Two years ago, we were interviewing marketers for our B2B company selling 5 and 6-figure projects. While our job description clearly outlined the job requirements and stressed on the fact that former B2B experience is highly recommended, most applicants for our digital marketing jobs came in proposing various campaigns suitable for selling shoes, candies, or soft drinks – all based on what worked for them in their previous non-digital marketing jobs.
The overall perception of a brand is different, too. B2C marketers often bet on emotional triggers. B2B deals are more practical and conservative.
Building a successful marketing campaign for a B2B company is a longer journey targeting different channels, catering for several buyers within a company, focused on a smaller marketing, backed up with plenty of educational information and often dependent on building a great relationship during the pre-sales process.
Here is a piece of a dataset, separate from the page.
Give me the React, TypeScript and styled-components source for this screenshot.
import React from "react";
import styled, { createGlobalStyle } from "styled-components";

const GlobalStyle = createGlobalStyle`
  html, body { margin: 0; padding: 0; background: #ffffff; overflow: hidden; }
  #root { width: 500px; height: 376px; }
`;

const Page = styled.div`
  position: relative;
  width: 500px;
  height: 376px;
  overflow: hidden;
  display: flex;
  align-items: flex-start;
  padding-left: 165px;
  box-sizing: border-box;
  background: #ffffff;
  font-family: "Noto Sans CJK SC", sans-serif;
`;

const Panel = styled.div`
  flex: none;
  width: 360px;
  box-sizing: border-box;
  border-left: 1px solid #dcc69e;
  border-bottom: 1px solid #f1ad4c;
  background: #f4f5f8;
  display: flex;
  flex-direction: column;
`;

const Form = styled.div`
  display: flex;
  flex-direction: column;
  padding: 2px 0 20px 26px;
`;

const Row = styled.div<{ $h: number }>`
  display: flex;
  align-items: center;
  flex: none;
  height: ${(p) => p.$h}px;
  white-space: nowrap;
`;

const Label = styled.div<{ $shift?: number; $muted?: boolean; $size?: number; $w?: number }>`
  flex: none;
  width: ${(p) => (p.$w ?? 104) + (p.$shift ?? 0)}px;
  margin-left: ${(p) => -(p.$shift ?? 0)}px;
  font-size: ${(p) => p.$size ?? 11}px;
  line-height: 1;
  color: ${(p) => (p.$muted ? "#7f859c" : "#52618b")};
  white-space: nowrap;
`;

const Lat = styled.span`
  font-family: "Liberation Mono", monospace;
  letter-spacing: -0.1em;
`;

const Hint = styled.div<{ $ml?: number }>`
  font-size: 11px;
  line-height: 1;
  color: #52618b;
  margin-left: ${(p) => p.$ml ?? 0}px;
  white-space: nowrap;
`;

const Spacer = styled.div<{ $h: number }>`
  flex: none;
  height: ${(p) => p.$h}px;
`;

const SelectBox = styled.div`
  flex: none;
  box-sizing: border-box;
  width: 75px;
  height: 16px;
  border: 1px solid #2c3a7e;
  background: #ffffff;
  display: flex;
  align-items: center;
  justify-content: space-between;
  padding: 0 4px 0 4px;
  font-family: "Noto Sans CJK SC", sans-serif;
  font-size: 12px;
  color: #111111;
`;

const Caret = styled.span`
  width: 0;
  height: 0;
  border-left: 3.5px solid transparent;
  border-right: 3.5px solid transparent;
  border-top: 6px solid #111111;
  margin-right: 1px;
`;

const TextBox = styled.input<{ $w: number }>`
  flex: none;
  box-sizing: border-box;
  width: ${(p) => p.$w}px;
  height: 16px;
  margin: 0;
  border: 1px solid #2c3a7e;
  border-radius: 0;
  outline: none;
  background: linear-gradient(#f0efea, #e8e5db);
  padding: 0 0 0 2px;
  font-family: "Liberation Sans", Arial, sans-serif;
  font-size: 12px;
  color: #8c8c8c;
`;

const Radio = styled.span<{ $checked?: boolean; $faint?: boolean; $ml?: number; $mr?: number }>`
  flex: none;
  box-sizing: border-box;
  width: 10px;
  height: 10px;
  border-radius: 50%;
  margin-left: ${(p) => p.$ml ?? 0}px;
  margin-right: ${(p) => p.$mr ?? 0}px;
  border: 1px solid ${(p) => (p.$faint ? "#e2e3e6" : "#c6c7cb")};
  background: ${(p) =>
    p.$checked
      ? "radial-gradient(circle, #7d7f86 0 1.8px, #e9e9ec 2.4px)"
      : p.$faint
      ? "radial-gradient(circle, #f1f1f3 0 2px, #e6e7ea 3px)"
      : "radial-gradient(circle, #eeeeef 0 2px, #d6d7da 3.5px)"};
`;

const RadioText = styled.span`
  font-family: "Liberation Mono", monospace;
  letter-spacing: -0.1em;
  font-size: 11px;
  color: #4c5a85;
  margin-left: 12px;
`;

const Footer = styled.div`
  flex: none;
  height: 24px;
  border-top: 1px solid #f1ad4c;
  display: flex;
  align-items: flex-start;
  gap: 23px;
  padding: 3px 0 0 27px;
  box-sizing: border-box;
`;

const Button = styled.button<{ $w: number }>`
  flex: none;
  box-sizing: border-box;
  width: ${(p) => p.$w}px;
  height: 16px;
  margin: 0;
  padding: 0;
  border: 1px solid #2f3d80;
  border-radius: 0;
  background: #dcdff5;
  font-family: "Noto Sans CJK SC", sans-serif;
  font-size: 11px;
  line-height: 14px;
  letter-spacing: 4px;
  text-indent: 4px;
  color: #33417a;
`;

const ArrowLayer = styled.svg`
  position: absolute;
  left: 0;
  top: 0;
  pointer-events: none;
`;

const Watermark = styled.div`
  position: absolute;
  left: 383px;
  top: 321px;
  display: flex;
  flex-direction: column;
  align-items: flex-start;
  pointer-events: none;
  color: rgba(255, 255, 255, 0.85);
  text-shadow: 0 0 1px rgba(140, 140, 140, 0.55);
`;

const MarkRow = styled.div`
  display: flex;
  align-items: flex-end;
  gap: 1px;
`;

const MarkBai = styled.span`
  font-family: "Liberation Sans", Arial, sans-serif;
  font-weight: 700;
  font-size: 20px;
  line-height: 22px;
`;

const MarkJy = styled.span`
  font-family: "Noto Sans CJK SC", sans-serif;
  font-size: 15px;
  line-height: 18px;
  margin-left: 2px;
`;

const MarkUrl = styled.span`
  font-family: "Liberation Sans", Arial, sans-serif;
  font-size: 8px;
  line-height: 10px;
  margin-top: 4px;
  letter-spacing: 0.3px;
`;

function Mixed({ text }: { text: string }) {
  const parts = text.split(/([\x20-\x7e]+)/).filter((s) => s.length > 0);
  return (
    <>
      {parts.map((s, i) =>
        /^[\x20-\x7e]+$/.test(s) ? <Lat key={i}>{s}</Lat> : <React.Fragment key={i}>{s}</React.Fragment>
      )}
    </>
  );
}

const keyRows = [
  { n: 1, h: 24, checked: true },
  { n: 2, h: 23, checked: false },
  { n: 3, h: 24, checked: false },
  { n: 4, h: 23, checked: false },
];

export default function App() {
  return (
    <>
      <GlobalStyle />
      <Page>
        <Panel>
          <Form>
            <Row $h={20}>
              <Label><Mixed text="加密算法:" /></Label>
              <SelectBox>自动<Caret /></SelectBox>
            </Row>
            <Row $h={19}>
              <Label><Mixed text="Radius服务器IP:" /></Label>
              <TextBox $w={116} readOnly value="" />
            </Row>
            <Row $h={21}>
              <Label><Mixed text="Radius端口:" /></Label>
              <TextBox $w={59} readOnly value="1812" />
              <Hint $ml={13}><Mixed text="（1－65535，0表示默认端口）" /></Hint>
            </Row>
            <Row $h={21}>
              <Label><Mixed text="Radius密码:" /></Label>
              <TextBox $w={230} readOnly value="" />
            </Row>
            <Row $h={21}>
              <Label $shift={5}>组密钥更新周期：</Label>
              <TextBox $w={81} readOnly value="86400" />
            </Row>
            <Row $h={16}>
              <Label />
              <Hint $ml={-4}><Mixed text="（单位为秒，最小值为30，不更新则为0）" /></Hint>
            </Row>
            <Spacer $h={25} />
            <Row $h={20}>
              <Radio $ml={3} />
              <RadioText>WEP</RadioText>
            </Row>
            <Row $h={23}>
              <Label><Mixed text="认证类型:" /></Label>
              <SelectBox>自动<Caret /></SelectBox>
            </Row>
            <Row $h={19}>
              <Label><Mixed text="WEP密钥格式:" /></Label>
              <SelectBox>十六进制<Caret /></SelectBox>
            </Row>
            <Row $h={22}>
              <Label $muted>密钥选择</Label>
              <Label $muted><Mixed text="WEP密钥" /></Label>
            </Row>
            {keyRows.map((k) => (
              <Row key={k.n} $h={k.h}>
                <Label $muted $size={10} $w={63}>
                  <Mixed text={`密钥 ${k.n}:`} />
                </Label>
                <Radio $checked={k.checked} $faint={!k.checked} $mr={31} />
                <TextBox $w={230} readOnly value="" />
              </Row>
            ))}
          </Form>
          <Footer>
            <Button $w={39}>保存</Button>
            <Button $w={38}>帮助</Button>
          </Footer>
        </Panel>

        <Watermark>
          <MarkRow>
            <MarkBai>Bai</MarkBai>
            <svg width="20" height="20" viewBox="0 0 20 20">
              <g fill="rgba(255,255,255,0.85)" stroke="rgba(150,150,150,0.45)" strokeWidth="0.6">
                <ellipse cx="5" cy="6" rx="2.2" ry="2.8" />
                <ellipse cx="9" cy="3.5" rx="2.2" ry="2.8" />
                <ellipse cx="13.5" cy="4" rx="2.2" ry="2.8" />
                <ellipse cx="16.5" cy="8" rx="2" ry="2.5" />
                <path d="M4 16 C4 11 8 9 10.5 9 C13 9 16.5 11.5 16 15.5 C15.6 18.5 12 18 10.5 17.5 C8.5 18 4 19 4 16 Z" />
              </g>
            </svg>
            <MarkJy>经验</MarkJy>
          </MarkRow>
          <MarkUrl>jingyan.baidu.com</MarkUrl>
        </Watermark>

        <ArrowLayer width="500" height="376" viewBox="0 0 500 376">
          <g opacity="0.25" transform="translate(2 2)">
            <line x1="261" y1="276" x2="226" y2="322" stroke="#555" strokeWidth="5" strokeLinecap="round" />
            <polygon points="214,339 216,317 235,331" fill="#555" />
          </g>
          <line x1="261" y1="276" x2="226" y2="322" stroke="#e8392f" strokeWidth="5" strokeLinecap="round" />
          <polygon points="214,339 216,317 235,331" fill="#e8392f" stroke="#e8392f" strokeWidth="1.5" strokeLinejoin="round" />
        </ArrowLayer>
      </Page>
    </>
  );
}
Many B2B marketers have transitioned from other roles such as sales or business developers. Rockstar B2C marketers are certainly suitable for a B2B marketing role as long as they adjust their workflow and comply with the corporate/enterprise laws.
Your Take On Remote Hiring?
Hiring remotely for digital marketing jobs definitely has its perks on numerous fronts, including the financial and legal ones. That said, it could also be a tad more complicated, especially in terms of establishing the rightful business relationship long-term.
While I’m a proponent of remote work setups in general, I can’t disagree with the performance benefits of working in the same room. We have a bunch of people at the office and coordinating quickly, especially our emergency response team, is significantly faster than offloading to remote peers. Whenever the speed of execution is crucial, outsourcing is tricky to arrange.
For almost everything else, especially with hiring people for digital marketing jobs, remote works fine. You can tap into a larger pool, among its several other benefits. Often, hiring through trials solves that problem – working for a couple of weeks or a month at the office, even as a part-time engagement, tackling actual problems in a reverse-engineered manner.
Freelancers excel really well – large corps are about processes, and focus on tons of theory before getting to work. Businesses can solve problems and acquire procedural knowledge on-the-go.